──────── Provided records
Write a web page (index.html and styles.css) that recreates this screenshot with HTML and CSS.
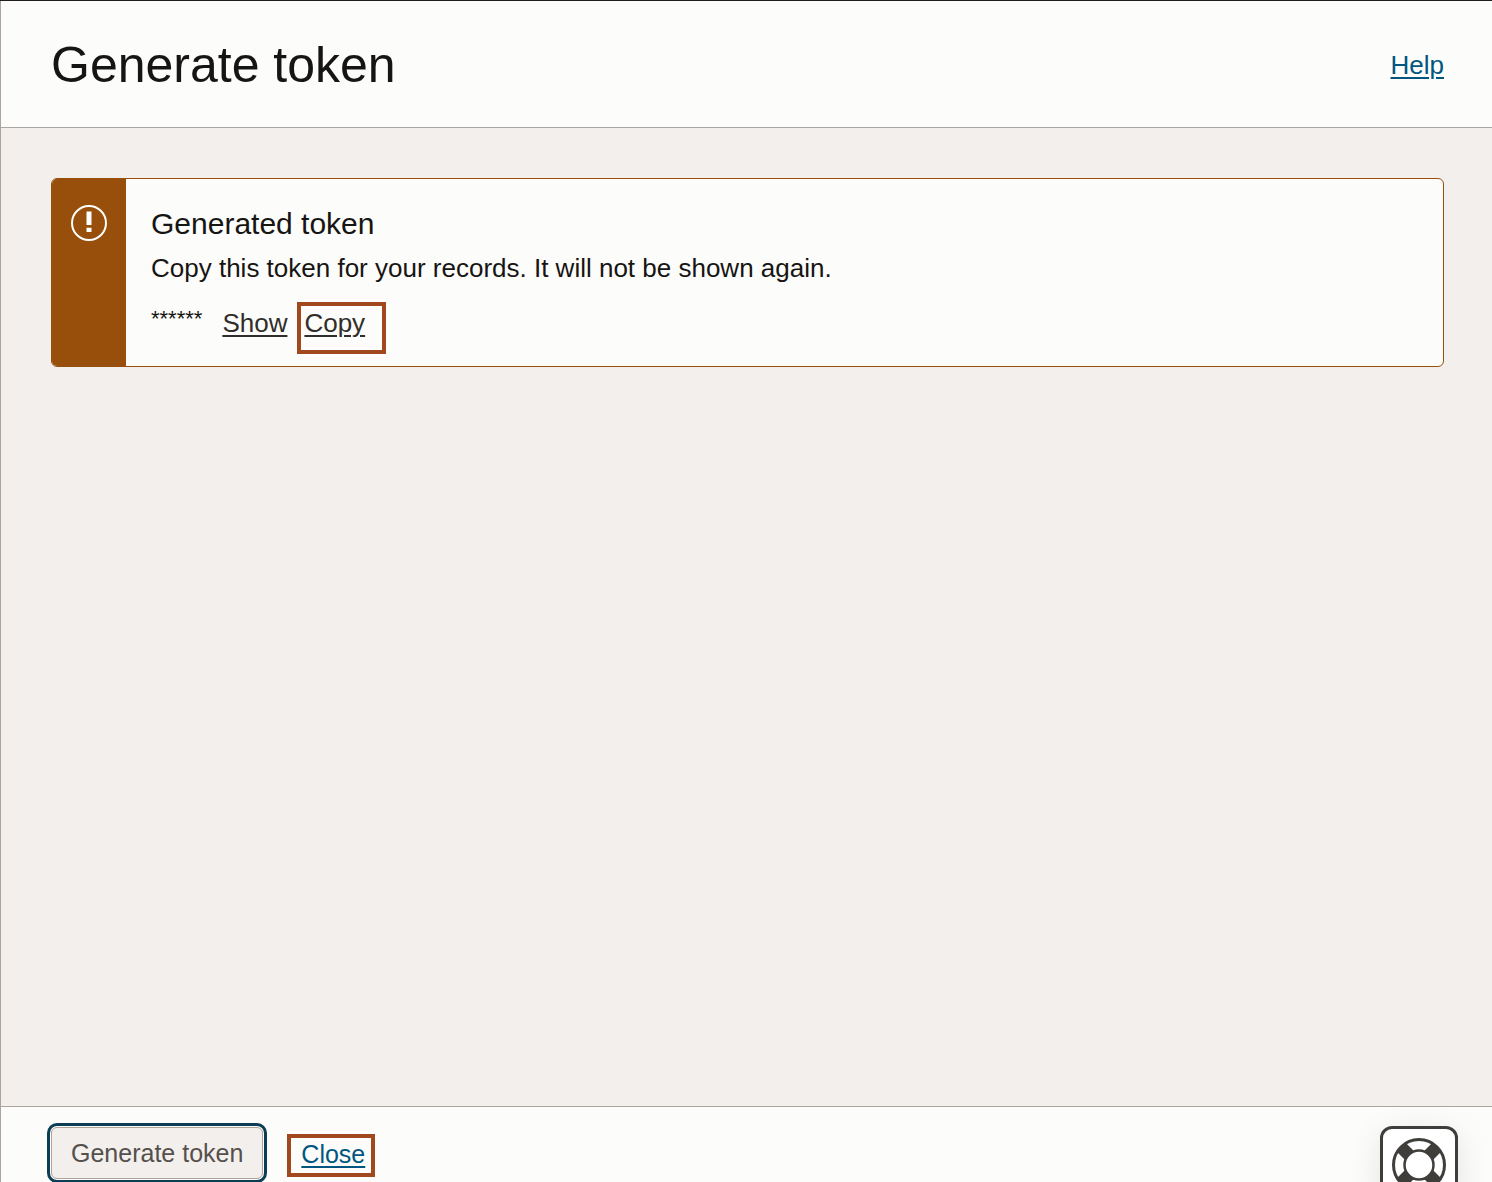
FILE: index.html
```html
<!DOCTYPE html>
<html lang="en">
<head>
<meta charset="utf-8">
<meta name="viewport" content="width=device-width, initial-scale=1">
<title>Generate token</title>
<link rel="stylesheet" href="styles.css">
</head>
<body>
<div class="panel">
  <header class="panel-header">
    <h1 class="panel-title">Generate token</h1>
    <a class="link" href="#help">Help</a>
  </header>

  <main class="panel-body">
    <section class="alert" aria-labelledby="alert-title">
      <div class="alert-side">
        <svg class="alert-icon" viewBox="0 0 36 36" aria-hidden="true">
          <circle cx="18" cy="18" r="17" fill="none" stroke="#fff" stroke-width="2"/>
          <path d="M15.5 6.5h5V20h-5zM15.5 22.7h5V27h-5z" fill="#fff"/>
        </svg>
      </div>
      <div class="alert-content">
        <h2 class="alert-title" id="alert-title">Generated token</h2>
        <p class="alert-text">Copy this token for your records. It will not be shown again.</p>
        <div class="token-row">
          <span class="token-mask">******</span>
          <a class="link link-dark" href="#show">Show</a>
          <span class="marker marker-copy"><a class="link link-dark" href="#copy">Copy</a></span>
        </div>
      </div>
    </section>
  </main>

  <footer class="panel-footer">
    <button class="button" type="button">Generate token</button>
    <span class="marker marker-close"><a class="link" href="#close">Close</a></span>
  </footer>

  <button class="support" type="button" aria-label="Support">
    <svg class="support-icon" viewBox="0 0 54 54" aria-hidden="true">
      <path d="M9.5 9.5L44.500 44.500M44.500 9.500L9.500 44.500" stroke="#403e3b" stroke-width="12.500"/>
      <circle cx="27" cy="27" r="14.500" fill="#fff" stroke="#403e3b" stroke-width="2.500"/>
      <circle cx="27" cy="27" r="25.500" fill="none" stroke="#403e3b" stroke-width="3"/>
    </svg>
  </button>
</div>
</body>
</html>
```
FILE: styles.css
```css
* {
  box-sizing: border-box;
}

body {
  margin: 0;
  background: #f3efec;
  color: #161513;
  font: 26px/36px "Liberation Sans", Arial, Helvetica, sans-serif;
}

.panel {
  display: flex;
  flex-direction: column;
  height: 100vh;
  overflow: hidden;
  border-top: 1px solid #201e1c;
}

.panel-header,
.panel-body,
.panel-footer {
  border-left: 1px solid #aea39d;
}

.panel-header {
  display: flex;
  align-items: center;
  justify-content: space-between;
  padding: 32px 48px 30px 50px;
  border-bottom: 1px solid #aaa6a1;
  background: #fcfcfa;
}

.panel-title {
  margin: 0;
  font-size: 50px;
  font-weight: 400;
  line-height: 64px;
}

.panel-body {
  flex: 1;
  padding: 50px 48px 50px 50px;
}

.link {
  color: #00567f;
  text-decoration: underline;
  text-decoration-thickness: 2px;
  text-underline-offset: 3px;
}

.link-dark {
  color: #312d2a;
}

.alert {
  display: flex;
  overflow: hidden;
  border: 1px solid #984f0c;
  border-radius: 6px;
  background: #fcfcfa;
}

.alert-side {
  flex: none;
  width: 74px;
  padding: 26px 19px;
  background: #984f0c;
}

.alert-icon {
  display: block;
  width: 36px;
  height: 36px;
}

.alert-content {
  flex: 1;
  padding: 27px 25px 12px;
}

.alert-title {
  margin: 0 0 8px;
  font-size: 30px;
  font-weight: 400;
  line-height: 36px;
}

.alert-text {
  margin: 0 0 16px;
}

.token-row {
  display: flex;
  align-items: baseline;
  line-height: 34px;
}

.token-mask {
  align-self: flex-start;
  margin-right: 20px;
  font-size: 22px;
}

.marker {
  border: 4px solid #a2481f;
}

.marker-copy {
  margin-left: 10px;
  padding: 0 17px 10px 3px;
}

.panel-footer {
  display: flex;
  flex: none;
  align-items: flex-start;
  gap: 24px;
  height: 76px;
  padding: 20px 50px 0;
  border-top: 1px solid #aea39d;
  background: #fcfcfa;
  font-size: 25px;
}

.button {
  height: 52px;
  padding: 0 19px;
  border: 1px solid #aea39d;
  border-radius: 6px;
  outline: 3px solid #0b3d54;
  outline-offset: 1px;
  background: #f3efec;
  color: #55504c;
  font: inherit;
}

.marker-close {
  margin-top: 7px;
  padding: 0 6px 3px 10px;
  line-height: 32px;
}

.support {
  position: fixed;
  right: 34px;
  bottom: -22px;
  display: flex;
  align-items: center;
  justify-content: center;
  width: 78px;
  height: 78px;
  padding: 0;
  border: 3px solid #403e3b;
  border-radius: 12px;
  background: #fff;
  box-shadow: 0 8px 32px rgba(0, 0, 0, 0.1);
}

.support-icon {
  width: 54px;
  height: 54px;
}
```
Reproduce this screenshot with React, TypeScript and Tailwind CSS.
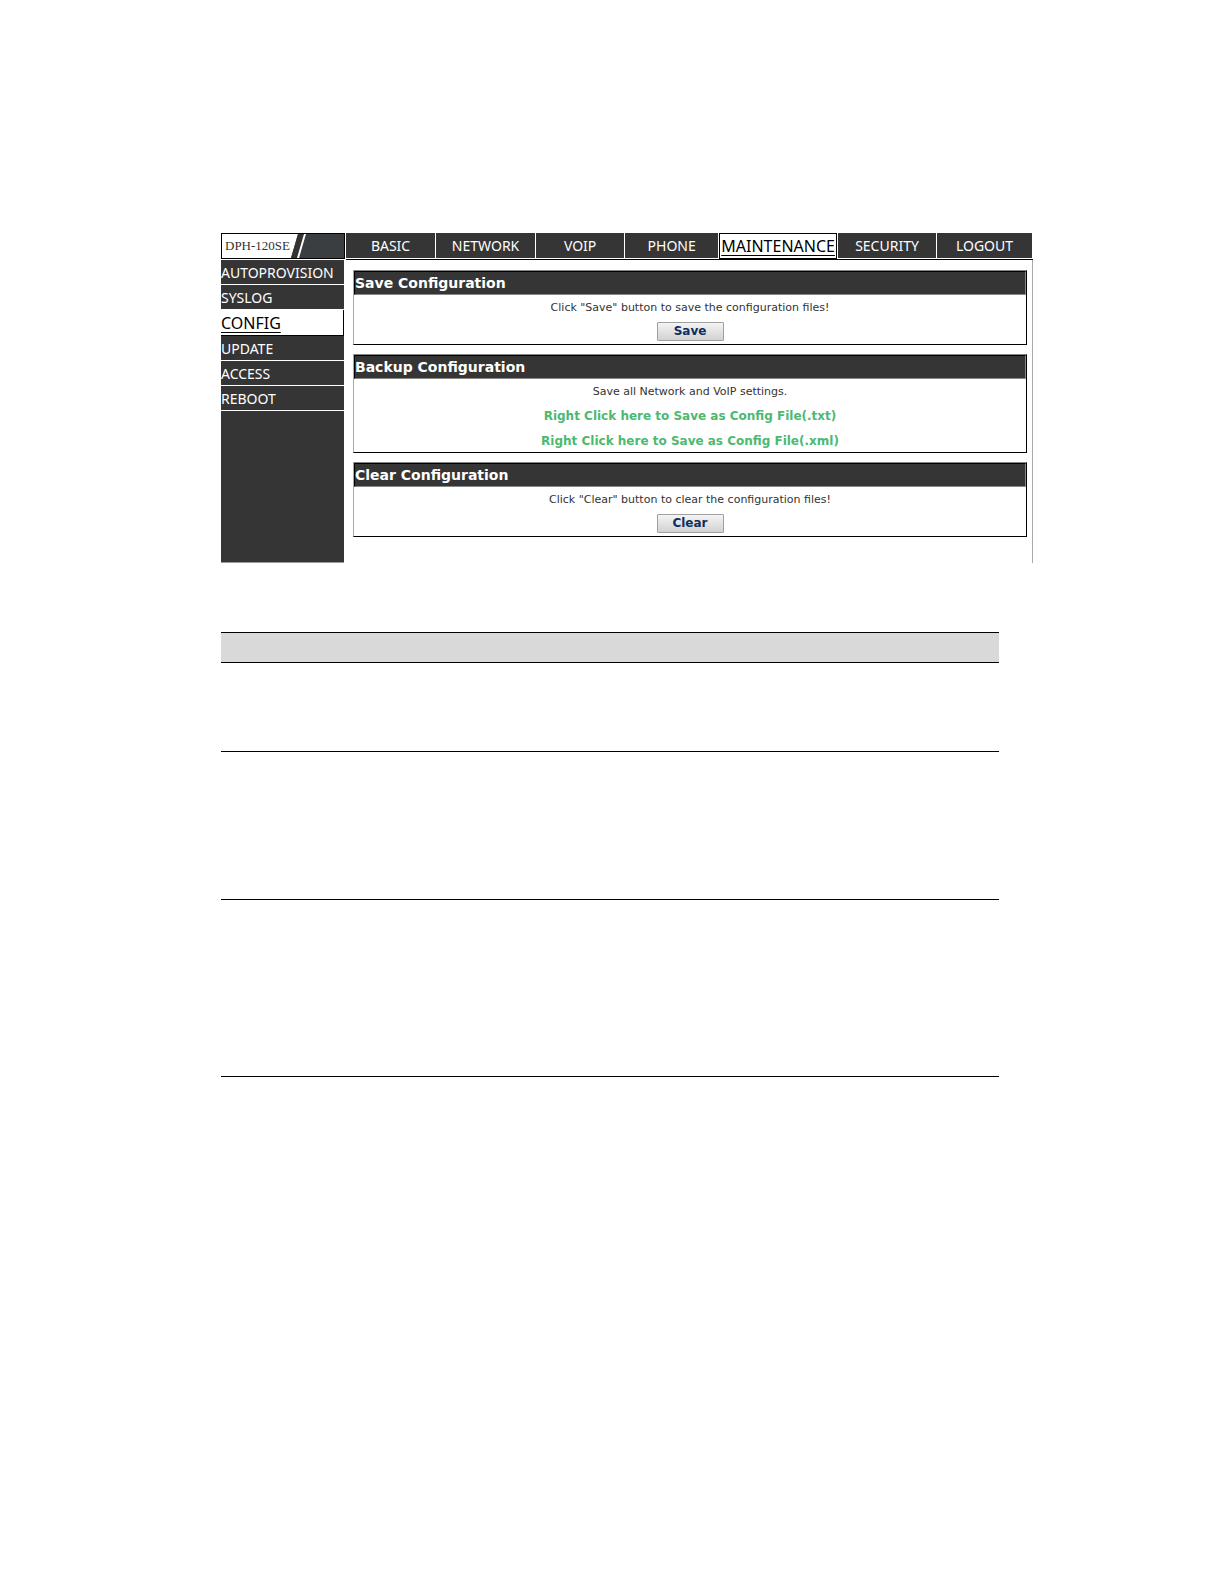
────────────────
Task brief — Reproduce the material in its entirety and word for word, without the pictures.

Exercise output —
Write a web page (index.html and styles.css) that recreates this screenshot with HTML and CSS.
FILE: index.html
```html
<!DOCTYPE html>
<html lang="en">
<head>
<meta charset="utf-8">
<meta name="viewport" content="width=device-width, initial-scale=1">
<title>Generate token</title>
<link rel="stylesheet" href="styles.css">
</head>
<body>
<div class="panel">
  <header class="panel-header">
    <h1 class="panel-title">Generate token</h1>
    <a class="link" href="#help">Help</a>
  </header>

  <main class="panel-body">
    <section class="alert" aria-labelledby="alert-title">
      <div class="alert-side">
        <svg class="alert-icon" viewBox="0 0 36 36" aria-hidden="true">
          <circle cx="18" cy="18" r="17" fill="none" stroke="#fff" stroke-width="2"/>
          <path d="M15.5 6.5h5V20h-5zM15.5 22.7h5V27h-5z" fill="#fff"/>
        </svg>
      </div>
      <div class="alert-content">
        <h2 class="alert-title" id="alert-title">Generated token</h2>
        <p class="alert-text">Copy this token for your records. It will not be shown again.</p>
        <div class="token-row">
          <span class="token-mask">******</span>
          <a class="link link-dark" href="#show">Show</a>
          <span class="marker marker-copy"><a class="link link-dark" href="#copy">Copy</a></span>
        </div>
      </div>
    </section>
  </main>

  <footer class="panel-footer">
    <button class="button" type="button">Generate token</button>
    <span class="marker marker-close"><a class="link" href="#close">Close</a></span>
  </footer>

  <button class="support" type="button" aria-label="Support">
    <svg class="support-icon" viewBox="0 0 54 54" aria-hidden="true">
      <path d="M9.5 9.5L44.500 44.500M44.500 9.500L9.500 44.500" stroke="#403e3b" stroke-width="12.500"/>
      <circle cx="27" cy="27" r="14.500" fill="#fff" stroke="#403e3b" stroke-width="2.500"/>
      <circle cx="27" cy="27" r="25.500" fill="none" stroke="#403e3b" stroke-width="3"/>
    </svg>
  </button>
</div>
</body>
</html>
```
FILE: styles.css
```css
* {
  box-sizing: border-box;
}

body {
  margin: 0;
  background: #f3efec;
  color: #161513;
  font: 26px/36px "Liberation Sans", Arial, Helvetica, sans-serif;
}

.panel {
  display: flex;
  flex-direction: column;
  height: 100vh;
  overflow: hidden;
  border-top: 1px solid #201e1c;
}

.panel-header,
.panel-body,
.panel-footer {
  border-left: 1px solid #aea39d;
}

.panel-header {
  display: flex;
  align-items: center;
  justify-content: space-between;
  padding: 32px 48px 30px 50px;
  border-bottom: 1px solid #aaa6a1;
  background: #fcfcfa;
}

.panel-title {
  margin: 0;
  font-size: 50px;
  font-weight: 400;
  line-height: 64px;
}

.panel-body {
  flex: 1;
  padding: 50px 48px 50px 50px;
}

.link {
  color: #00567f;
  text-decoration: underline;
  text-decoration-thickness: 2px;
  text-underline-offset: 3px;
}

.link-dark {
  color: #312d2a;
}

.alert {
  display: flex;
  overflow: hidden;
  border: 1px solid #984f0c;
  border-radius: 6px;
  background: #fcfcfa;
}

.alert-side {
  flex: none;
  width: 74px;
  padding: 26px 19px;
  background: #984f0c;
}

.alert-icon {
  display: block;
  width: 36px;
  height: 36px;
}

.alert-content {
  flex: 1;
  padding: 27px 25px 12px;
}

.alert-title {
  margin: 0 0 8px;
  font-size: 30px;
  font-weight: 400;
  line-height: 36px;
}

.alert-text {
  margin: 0 0 16px;
}

.token-row {
  display: flex;
  align-items: baseline;
  line-height: 34px;
}

.token-mask {
  align-self: flex-start;
  margin-right: 20px;
  font-size: 22px;
}

.marker {
  border: 4px solid #a2481f;
}

.marker-copy {
  margin-left: 10px;
  padding: 0 17px 10px 3px;
}

.panel-footer {
  display: flex;
  flex: none;
  align-items: flex-start;
  gap: 24px;
  height: 76px;
  padding: 20px 50px 0;
  border-top: 1px solid #aea39d;
  background: #fcfcfa;
  font-size: 25px;
}

.button {
  height: 52px;
  padding: 0 19px;
  border: 1px solid #aea39d;
  border-radius: 6px;
  outline: 3px solid #0b3d54;
  outline-offset: 1px;
  background: #f3efec;
  color: #55504c;
  font: inherit;
}

.marker-close {
  margin-top: 7px;
  padding: 0 6px 3px 10px;
  line-height: 32px;
}

.support {
  position: fixed;
  right: 34px;
  bottom: -22px;
  display: flex;
  align-items: center;
  justify-content: center;
  width: 78px;
  height: 78px;
  padding: 0;
  border: 3px solid #403e3b;
  border-radius: 12px;
  background: #fff;
  box-shadow: 0 8px 32px rgba(0, 0, 0, 0.1);
}

.support-icon {
  width: 54px;
  height: 54px;
}
```
Reproduce this screenshot with React, TypeScript and Tailwind CSS.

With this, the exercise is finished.